I found Rej the most interesting Amalfi, and like all good psychopathic villains, early on he has a touch of appeal. How did you go about creating someone so evil and yet so convincing?
Rej wrote himself. Psychopaths are an interesting group: no empathy, no conscience, ease of lying, manipulative, completely self-obsessed, plotters who are forever way ahead of the rest of us. As I have close contact with a sociopath — the chaotic version of the narcissistic personality disorder — I have been able to observe these traits first-hand. For me the only way to characterise such people is to think of them as aliens. And so it was with Rej. The more the story developed, the more outrageous — evil is another word you could use — became his responses.
This was in contrast to his brother, Ferdi, who has a form of a rare illness called clinical lycanthropy. Psychiatrists reckon the condition tends to occur along with other major psychiatric disorders such as schizophrenia, psychotic depression, or bipolar disorder. Ferdi, it seemed to me, called for empathy, whereas Rej belongs to a different order: an order given to chaos and destruction.
The novel crawls with undercover agents, some working for the SA state, some working for the CIA, some working for Rej, and some working for themselves, or more often than not some combination of the above. This isn’t George Smiley’s world. Has the simplistic “them” and “us” of the Cold War become dramatically more complicated in the 21st century, or do you think this is how it always operated?
The contemporary spy novel, certainly one not set in the traditional Western conflicts (the spillover from Islamic militancy, the conflict between Israel and Palestine, and renewed tensions with Russia), is a hybrid of crime and espionage. Clearly, in a country like SA, the government is as much a part of organised crime as are the poaching syndicates or the gangs controlled by drug lords. Often private enterprise finds itself responding to both sides to get business done. The result is a plethora of spies working for whomever.
It was probably always like this to a degree, except in the traditional spy novel the spies are often supposed to be working for (or against) their country. There is a sense of a national identity.

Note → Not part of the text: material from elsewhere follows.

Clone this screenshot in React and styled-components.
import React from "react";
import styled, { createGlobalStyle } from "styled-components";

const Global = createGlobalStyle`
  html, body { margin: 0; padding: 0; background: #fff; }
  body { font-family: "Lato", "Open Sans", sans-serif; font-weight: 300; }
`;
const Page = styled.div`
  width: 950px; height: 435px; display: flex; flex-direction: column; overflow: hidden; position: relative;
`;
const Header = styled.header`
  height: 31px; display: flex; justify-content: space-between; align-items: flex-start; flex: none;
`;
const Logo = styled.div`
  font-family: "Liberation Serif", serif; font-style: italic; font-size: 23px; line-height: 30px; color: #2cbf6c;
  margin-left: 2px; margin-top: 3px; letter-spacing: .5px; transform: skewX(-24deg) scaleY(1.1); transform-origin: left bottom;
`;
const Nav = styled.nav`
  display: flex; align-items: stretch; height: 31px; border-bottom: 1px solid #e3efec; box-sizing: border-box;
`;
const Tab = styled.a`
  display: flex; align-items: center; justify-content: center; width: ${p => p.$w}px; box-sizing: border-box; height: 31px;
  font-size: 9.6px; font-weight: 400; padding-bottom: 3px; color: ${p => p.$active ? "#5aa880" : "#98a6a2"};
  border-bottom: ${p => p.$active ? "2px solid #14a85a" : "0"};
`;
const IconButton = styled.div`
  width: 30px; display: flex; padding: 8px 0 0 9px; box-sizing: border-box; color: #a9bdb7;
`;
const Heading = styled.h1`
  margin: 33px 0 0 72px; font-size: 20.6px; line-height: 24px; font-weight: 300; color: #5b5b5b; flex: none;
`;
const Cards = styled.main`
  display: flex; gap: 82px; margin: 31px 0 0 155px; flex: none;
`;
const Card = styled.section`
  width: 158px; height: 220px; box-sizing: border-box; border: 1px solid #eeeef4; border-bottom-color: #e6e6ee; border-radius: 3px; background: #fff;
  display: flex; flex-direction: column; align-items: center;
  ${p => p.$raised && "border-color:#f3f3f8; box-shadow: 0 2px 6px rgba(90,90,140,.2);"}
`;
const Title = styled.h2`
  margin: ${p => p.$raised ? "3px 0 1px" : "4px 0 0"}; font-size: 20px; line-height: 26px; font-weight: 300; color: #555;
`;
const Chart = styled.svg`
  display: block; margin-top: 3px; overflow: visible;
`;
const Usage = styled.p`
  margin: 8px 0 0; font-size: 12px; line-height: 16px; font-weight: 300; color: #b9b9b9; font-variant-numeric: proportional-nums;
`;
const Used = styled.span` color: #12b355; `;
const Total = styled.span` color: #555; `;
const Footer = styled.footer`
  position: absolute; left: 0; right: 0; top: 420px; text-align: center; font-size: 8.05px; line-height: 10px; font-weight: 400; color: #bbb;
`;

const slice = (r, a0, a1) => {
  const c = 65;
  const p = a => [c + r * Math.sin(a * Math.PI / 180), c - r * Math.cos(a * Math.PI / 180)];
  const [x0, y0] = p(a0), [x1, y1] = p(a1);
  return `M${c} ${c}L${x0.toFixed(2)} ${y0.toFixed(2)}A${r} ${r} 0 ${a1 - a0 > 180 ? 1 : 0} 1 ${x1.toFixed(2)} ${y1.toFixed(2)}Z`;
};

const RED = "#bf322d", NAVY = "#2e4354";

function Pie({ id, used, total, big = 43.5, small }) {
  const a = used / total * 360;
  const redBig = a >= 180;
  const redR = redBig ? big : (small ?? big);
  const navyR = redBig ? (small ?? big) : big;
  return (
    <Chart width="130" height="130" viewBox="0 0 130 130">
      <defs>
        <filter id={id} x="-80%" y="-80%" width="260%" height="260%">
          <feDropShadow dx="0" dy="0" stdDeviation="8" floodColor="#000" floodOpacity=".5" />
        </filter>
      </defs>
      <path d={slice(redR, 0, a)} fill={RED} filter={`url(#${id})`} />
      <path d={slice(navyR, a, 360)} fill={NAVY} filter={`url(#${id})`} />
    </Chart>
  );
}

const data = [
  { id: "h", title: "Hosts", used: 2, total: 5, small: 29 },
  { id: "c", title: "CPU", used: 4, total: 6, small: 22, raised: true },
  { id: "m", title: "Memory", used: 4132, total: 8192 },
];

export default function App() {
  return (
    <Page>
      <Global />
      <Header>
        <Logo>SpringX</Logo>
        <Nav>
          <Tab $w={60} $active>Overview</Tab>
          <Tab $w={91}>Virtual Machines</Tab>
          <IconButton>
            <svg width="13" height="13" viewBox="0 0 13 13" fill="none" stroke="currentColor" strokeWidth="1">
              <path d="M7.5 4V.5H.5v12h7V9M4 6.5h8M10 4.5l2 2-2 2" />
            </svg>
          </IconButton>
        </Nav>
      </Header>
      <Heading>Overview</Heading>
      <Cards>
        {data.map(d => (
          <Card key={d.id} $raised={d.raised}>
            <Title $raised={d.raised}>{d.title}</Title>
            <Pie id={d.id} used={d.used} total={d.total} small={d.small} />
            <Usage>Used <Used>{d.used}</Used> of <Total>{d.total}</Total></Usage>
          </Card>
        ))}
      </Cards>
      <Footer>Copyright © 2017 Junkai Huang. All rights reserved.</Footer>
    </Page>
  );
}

They are trying to protect democracy, Western ideals of freedom and rights of association and speech, or they believe in communism as a social option. Whichever way, they have an ideal to fight for or protect.

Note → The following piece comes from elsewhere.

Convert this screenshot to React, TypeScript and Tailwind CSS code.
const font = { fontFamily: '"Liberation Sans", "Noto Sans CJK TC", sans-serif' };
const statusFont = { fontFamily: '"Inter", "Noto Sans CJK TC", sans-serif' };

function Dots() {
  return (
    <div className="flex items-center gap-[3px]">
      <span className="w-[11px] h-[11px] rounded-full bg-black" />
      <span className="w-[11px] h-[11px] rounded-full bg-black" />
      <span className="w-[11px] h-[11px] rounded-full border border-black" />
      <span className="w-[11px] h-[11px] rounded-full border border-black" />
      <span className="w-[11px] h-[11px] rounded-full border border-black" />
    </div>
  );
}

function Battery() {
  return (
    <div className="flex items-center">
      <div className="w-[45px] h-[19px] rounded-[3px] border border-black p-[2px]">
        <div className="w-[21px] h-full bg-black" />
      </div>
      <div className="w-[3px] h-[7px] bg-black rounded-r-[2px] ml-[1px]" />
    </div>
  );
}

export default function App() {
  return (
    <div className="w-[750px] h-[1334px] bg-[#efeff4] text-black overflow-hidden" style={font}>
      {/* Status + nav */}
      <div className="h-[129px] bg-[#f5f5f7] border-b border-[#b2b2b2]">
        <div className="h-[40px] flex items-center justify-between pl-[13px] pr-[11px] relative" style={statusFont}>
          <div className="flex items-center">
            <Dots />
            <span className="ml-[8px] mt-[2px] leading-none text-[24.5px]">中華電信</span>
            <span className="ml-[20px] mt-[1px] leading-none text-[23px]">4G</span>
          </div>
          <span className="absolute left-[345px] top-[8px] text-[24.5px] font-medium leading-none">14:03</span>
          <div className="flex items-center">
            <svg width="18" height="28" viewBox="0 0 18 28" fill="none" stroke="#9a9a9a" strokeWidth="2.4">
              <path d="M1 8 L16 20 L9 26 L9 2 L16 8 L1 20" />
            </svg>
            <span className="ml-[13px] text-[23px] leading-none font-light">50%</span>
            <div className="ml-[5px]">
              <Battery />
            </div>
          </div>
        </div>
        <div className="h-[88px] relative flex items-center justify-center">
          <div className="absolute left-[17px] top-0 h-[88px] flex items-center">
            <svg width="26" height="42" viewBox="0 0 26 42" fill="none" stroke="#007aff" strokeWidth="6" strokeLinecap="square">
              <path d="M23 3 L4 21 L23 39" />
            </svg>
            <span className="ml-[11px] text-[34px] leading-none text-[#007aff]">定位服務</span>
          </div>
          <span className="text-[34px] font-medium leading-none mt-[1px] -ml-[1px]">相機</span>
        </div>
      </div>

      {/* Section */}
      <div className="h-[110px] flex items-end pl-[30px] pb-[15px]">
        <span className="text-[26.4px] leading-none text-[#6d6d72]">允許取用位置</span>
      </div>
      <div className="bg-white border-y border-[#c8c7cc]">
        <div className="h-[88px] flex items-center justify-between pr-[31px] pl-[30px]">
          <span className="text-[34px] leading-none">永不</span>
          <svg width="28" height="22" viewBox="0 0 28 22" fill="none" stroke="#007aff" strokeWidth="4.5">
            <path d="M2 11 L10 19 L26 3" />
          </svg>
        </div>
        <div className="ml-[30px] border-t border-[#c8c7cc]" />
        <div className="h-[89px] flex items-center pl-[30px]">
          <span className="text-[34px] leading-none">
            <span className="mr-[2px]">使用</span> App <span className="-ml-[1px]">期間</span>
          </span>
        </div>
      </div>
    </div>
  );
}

The contemporary spy novel in SA doesn’t have that luxury of agents acting for a greater good. Our spy novels (not that there are many), it seems to me, are about dog-eat-dog situations. Many of the conventions that shape a Western espionage novel have to be abandoned as we try to find other ways of reflecting the reality we face.
A rabbit hole in the colloquial sense is defined as “a complexly bizarre or difficult state or situation conceived of as a hole into which one falls or descends”. This is a great title for the book. Was it the whole situation you had in mind or one particular character?
Throughout the Fish and Vicki series, up to his murder in Sleeper, there has been a spy handler — Henry Davidson — who quoted from Alice in Wonderland. It seemed a good idea to take that rabbit hole and develop it. Going down it is a matter of passing from one reality into another, and that other reality, as you pointed out, can be “complexly bizarre”. I hope it is.